My school has a computer lab all set up and, with a little work, ready to rock and roll. I met a new computer teacher who has a lot of good ideas for the school computer program including getting a computer with Internet in the library and teaching research skills to the students. The head of my department is interested in having me help him learn more about computers. I made friends with a teacher my age and I might even join her soccer team when I get there. I have Cale for support and Aaron and the JICA volunteer are down the street if we ever need a suipi party.

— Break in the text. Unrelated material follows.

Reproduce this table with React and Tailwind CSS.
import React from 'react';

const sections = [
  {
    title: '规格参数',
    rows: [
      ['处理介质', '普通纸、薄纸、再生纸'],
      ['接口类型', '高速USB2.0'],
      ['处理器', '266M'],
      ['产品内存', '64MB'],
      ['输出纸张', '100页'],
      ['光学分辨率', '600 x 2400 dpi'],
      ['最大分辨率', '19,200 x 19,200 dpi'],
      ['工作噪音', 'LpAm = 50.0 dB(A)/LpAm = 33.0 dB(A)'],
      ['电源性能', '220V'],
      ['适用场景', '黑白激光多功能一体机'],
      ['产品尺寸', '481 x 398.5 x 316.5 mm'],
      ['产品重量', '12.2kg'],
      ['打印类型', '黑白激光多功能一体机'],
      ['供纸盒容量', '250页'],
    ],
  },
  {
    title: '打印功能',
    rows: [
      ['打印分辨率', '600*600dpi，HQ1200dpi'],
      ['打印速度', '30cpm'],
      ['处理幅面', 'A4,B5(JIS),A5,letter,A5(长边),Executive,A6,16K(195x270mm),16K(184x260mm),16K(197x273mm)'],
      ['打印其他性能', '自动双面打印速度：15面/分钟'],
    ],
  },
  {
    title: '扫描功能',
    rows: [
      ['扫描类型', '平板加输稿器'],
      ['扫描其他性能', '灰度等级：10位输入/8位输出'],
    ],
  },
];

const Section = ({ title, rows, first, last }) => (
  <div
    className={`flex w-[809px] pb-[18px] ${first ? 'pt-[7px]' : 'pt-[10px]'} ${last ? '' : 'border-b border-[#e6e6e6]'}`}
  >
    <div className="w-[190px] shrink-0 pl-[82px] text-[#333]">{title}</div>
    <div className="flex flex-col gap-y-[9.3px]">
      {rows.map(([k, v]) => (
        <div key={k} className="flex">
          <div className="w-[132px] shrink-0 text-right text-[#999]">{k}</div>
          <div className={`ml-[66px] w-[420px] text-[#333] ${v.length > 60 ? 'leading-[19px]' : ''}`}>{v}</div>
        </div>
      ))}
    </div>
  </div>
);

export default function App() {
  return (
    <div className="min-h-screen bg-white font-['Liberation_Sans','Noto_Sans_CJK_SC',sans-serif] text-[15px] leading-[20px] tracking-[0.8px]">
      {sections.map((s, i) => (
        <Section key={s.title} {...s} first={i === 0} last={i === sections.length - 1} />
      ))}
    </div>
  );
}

One of the things I kept telling myself after the first day was, “If everything here was the way it should be, they wouldn’t need Peace Corps in the first place.” I cannot look at all the difficulties I had with my site on the first day and let it get me down. That is what I am here to do, I am supposed to find areas where there might be room for improvement and then do what I can to help people improve them. So how is that for a Hallmark-movie ending of inspiration and up-lifted spirits?
So now that I have blathered on for a ridiculous amount of time (word count at this point: 1,675) you may be wondering, “So, how was Cale’s site visit?” I cannot speak for Cale, other than to say that it sounded like it was pretty amazing and he is stoked to get to work. Hopefully, I can get him to start making posts to the blog and he can tell you about his experience.